Write out the entire listing below exactly, with the pictures left out.

· · · · · · ·

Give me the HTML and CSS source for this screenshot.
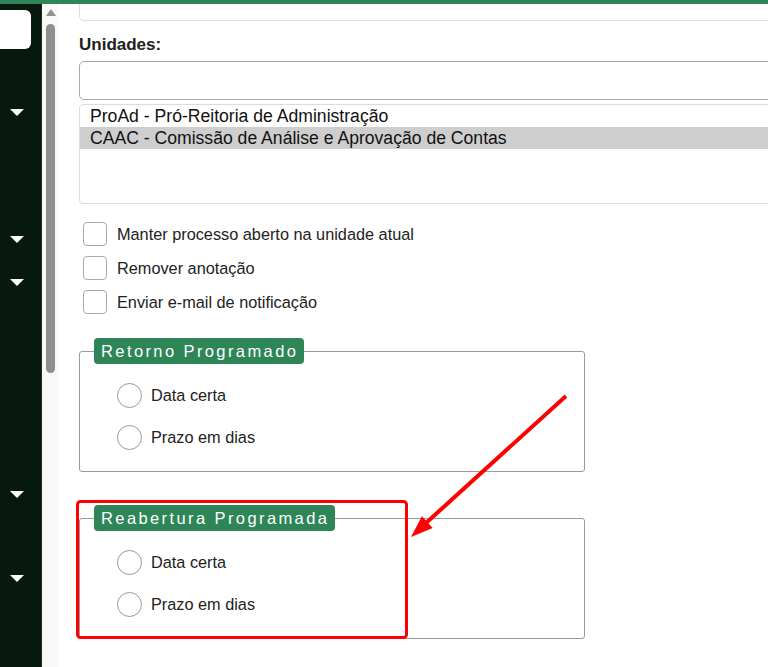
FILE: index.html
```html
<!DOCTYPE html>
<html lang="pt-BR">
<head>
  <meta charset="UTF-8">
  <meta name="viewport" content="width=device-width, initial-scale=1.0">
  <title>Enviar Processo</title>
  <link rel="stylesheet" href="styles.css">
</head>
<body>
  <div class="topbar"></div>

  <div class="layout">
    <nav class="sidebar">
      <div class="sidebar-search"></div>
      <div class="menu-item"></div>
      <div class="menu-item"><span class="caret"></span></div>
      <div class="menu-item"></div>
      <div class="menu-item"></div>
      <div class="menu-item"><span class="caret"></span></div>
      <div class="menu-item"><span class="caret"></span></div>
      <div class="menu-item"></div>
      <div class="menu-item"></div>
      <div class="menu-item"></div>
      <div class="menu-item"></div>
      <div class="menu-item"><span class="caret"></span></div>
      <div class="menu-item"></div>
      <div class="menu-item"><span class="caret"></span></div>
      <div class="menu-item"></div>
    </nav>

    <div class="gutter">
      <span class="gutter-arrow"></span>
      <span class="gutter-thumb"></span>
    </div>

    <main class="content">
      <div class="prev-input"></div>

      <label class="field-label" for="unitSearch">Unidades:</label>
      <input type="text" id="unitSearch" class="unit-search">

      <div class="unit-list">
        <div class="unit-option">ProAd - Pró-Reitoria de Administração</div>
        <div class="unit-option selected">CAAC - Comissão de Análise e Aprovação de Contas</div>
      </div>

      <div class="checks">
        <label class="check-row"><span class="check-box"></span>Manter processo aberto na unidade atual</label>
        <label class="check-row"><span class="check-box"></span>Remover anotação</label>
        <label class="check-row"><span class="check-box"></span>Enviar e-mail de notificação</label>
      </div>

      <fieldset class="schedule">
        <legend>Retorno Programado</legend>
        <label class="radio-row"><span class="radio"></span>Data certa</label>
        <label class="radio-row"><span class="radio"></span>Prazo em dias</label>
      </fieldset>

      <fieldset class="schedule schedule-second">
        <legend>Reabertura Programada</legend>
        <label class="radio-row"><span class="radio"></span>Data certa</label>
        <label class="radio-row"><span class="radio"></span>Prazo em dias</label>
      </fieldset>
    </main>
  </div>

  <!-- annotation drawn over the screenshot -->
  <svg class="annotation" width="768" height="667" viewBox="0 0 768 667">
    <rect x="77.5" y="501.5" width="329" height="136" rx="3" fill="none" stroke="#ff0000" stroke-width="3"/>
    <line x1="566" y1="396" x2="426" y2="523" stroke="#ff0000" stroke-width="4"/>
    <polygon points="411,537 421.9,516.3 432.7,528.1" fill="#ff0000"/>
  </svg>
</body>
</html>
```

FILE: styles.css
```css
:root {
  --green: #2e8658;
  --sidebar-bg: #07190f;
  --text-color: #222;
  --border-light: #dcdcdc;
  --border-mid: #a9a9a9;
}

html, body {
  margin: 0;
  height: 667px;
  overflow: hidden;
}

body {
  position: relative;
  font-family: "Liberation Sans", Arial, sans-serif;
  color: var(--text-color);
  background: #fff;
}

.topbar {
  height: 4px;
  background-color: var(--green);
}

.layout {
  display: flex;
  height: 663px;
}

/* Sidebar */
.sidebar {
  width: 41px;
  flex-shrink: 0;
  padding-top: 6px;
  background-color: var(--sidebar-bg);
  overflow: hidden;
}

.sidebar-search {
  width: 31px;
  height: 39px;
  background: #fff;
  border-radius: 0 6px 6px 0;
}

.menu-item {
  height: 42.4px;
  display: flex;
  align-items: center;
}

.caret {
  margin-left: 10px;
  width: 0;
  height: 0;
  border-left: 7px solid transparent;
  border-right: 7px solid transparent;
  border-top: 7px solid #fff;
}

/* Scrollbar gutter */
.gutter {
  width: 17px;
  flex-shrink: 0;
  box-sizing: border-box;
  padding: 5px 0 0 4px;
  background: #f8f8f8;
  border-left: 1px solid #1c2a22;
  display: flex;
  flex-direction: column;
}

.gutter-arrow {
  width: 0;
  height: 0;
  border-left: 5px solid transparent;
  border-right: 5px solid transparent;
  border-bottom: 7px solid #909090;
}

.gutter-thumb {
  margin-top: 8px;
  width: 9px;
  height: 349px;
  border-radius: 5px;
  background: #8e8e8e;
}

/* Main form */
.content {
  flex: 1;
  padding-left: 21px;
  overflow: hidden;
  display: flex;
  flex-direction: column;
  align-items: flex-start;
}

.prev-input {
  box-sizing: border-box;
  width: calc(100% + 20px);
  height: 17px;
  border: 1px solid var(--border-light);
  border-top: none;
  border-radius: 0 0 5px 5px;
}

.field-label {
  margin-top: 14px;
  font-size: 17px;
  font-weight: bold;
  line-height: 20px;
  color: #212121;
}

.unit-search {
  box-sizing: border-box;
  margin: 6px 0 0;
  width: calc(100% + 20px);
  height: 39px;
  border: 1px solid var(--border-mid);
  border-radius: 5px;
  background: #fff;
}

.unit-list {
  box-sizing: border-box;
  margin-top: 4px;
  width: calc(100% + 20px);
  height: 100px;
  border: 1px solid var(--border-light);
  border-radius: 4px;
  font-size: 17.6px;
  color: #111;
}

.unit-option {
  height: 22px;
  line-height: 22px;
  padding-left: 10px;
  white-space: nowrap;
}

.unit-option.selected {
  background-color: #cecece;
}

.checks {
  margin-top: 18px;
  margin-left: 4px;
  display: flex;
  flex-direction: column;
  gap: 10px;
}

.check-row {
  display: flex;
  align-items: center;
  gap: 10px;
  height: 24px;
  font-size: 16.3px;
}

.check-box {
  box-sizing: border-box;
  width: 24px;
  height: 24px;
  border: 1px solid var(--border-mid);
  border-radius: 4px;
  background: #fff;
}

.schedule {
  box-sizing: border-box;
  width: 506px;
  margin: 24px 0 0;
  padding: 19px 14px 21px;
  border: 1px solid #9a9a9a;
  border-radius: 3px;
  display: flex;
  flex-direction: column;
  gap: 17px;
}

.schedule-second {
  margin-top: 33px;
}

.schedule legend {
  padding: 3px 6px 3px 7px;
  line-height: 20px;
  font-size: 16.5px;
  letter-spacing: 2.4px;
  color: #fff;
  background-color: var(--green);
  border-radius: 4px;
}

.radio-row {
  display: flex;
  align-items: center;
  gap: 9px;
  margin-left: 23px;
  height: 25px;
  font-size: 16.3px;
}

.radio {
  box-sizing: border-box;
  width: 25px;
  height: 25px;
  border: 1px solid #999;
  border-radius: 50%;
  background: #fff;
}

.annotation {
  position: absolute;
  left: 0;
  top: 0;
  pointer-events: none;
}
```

· · · · · · ·

## WRITTEN ANSWER
Give me the HTML and CSS source for this screenshot.
FILE: index.html
```html
<!DOCTYPE html>
<html lang="pt-BR">
<head>
  <meta charset="UTF-8">
  <meta name="viewport" content="width=device-width, initial-scale=1.0">
  <title>Enviar Processo</title>
  <link rel="stylesheet" href="styles.css">
</head>
<body>
  <div class="topbar"></div>

  <div class="layout">
    <nav class="sidebar">
      <div class="sidebar-search"></div>
      <div class="menu-item"></div>
      <div class="menu-item"><span class="caret"></span></div>
      <div class="menu-item"></div>
      <div class="menu-item"></div>
      <div class="menu-item"><span class="caret"></span></div>
      <div class="menu-item"><span class="caret"></span></div>
      <div class="menu-item"></div>
      <div class="menu-item"></div>
      <div class="menu-item"></div>
      <div class="menu-item"></div>
      <div class="menu-item"><span class="caret"></span></div>
      <div class="menu-item"></div>
      <div class="menu-item"><span class="caret"></span></div>
      <div class="menu-item"></div>
    </nav>

    <div class="gutter">
      <span class="gutter-arrow"></span>
      <span class="gutter-thumb"></span>
    </div>

    <main class="content">
      <div class="prev-input"></div>

      <label class="field-label" for="unitSearch">Unidades:</label>
      <input type="text" id="unitSearch" class="unit-search">

      <div class="unit-list">
        <div class="unit-option">ProAd - Pró-Reitoria de Administração</div>
        <div class="unit-option selected">CAAC - Comissão de Análise e Aprovação de Contas</div>
      </div>

      <div class="checks">
        <label class="check-row"><span class="check-box"></span>Manter processo aberto na unidade atual</label>
        <label class="check-row"><span class="check-box"></span>Remover anotação</label>
        <label class="check-row"><span class="check-box"></span>Enviar e-mail de notificação</label>
      </div>

      <fieldset class="schedule">
        <legend>Retorno Programado</legend>
        <label class="radio-row"><span class="radio"></span>Data certa</label>
        <label class="radio-row"><span class="radio"></span>Prazo em dias</label>
      </fieldset>

      <fieldset class="schedule schedule-second">
        <legend>Reabertura Programada</legend>
        <label class="radio-row"><span class="radio"></span>Data certa</label>
        <label class="radio-row"><span class="radio"></span>Prazo em dias</label>
      </fieldset>
    </main>
  </div>

  <!-- annotation drawn over the screenshot -->
  <svg class="annotation" width="768" height="667" viewBox="0 0 768 667">
    <rect x="77.5" y="501.5" width="329" height="136" rx="3" fill="none" stroke="#ff0000" stroke-width="3"/>
    <line x1="566" y1="396" x2="426" y2="523" stroke="#ff0000" stroke-width="4"/>
    <polygon points="411,537 421.9,516.3 432.7,528.1" fill="#ff0000"/>
  </svg>
</body>
</html>
```

FILE: styles.css
```css
:root {
  --green: #2e8658;
  --sidebar-bg: #07190f;
  --text-color: #222;
  --border-light: #dcdcdc;
  --border-mid: #a9a9a9;
}

html, body {
  margin: 0;
  height: 667px;
  overflow: hidden;
}

body {
  position: relative;
  font-family: "Liberation Sans", Arial, sans-serif;
  color: var(--text-color);
  background: #fff;
}

.topbar {
  height: 4px;
  background-color: var(--green);
}

.layout {
  display: flex;
  height: 663px;
}

/* Sidebar */
.sidebar {
  width: 41px;
  flex-shrink: 0;
  padding-top: 6px;
  background-color: var(--sidebar-bg);
  overflow: hidden;
}

.sidebar-search {
  width: 31px;
  height: 39px;
  background: #fff;
  border-radius: 0 6px 6px 0;
}

.menu-item {
  height: 42.4px;
  display: flex;
  align-items: center;
}

.caret {
  margin-left: 10px;
  width: 0;
  height: 0;
  border-left: 7px solid transparent;
  border-right: 7px solid transparent;
  border-top: 7px solid #fff;
}

/* Scrollbar gutter */
.gutter {
  width: 17px;
  flex-shrink: 0;
  box-sizing: border-box;
  padding: 5px 0 0 4px;
  background: #f8f8f8;
  border-left: 1px solid #1c2a22;
  display: flex;
  flex-direction: column;
}

.gutter-arrow {
  width: 0;
  height: 0;
  border-left: 5px solid transparent;
  border-right: 5px solid transparent;
  border-bottom: 7px solid #909090;
}

.gutter-thumb {
  margin-top: 8px;
  width: 9px;
  height: 349px;
  border-radius: 5px;
  background: #8e8e8e;
}

/* Main form */
.content {
  flex: 1;
  padding-left: 21px;
  overflow: hidden;
  display: flex;
  flex-direction: column;
  align-items: flex-start;
}

.prev-input {
  box-sizing: border-box;
  width: calc(100% + 20px);
  height: 17px;
  border: 1px solid var(--border-light);
  border-top: none;
  border-radius: 0 0 5px 5px;
}

.field-label {
  margin-top: 14px;
  font-size: 17px;
  font-weight: bold;
  line-height: 20px;
  color: #212121;
}

.unit-search {
  box-sizing: border-box;
  margin: 6px 0 0;
  width: calc(100% + 20px);
  height: 39px;
  border: 1px solid var(--border-mid);
  border-radius: 5px;
  background: #fff;
}

.unit-list {
  box-sizing: border-box;
  margin-top: 4px;
  width: calc(100% + 20px);
  height: 100px;
  border: 1px solid var(--border-light);
  border-radius: 4px;
  font-size: 17.6px;
  color: #111;
}

.unit-option {
  height: 22px;
  line-height: 22px;
  padding-left: 10px;
  white-space: nowrap;
}

.unit-option.selected {
  background-color: #cecece;
}

.checks {
  margin-top: 18px;
  margin-left: 4px;
  display: flex;
  flex-direction: column;
  gap: 10px;
}

.check-row {
  display: flex;
  align-items: center;
  gap: 10px;
  height: 24px;
  font-size: 16.3px;
}

.check-box {
  box-sizing: border-box;
  width: 24px;
  height: 24px;
  border: 1px solid var(--border-mid);
  border-radius: 4px;
  background: #fff;
}

.schedule {
  box-sizing: border-box;
  width: 506px;
  margin: 24px 0 0;
  padding: 19px 14px 21px;
  border: 1px solid #9a9a9a;
  border-radius: 3px;
  display: flex;
  flex-direction: column;
  gap: 17px;
}

.schedule-second {
  margin-top: 33px;
}

.schedule legend {
  padding: 3px 6px 3px 7px;
  line-height: 20px;
  font-size: 16.5px;
  letter-spacing: 2.4px;
  color: #fff;
  background-color: var(--green);
  border-radius: 4px;
}

.radio-row {
  display: flex;
  align-items: center;
  gap: 9px;
  margin-left: 23px;
  height: 25px;
  font-size: 16.3px;
}

.radio {
  box-sizing: border-box;
  width: 25px;
  height: 25px;
  border: 1px solid #999;
  border-radius: 50%;
  background: #fff;
}

.annotation {
  position: absolute;
  left: 0;
  top: 0;
  pointer-events: none;
}
```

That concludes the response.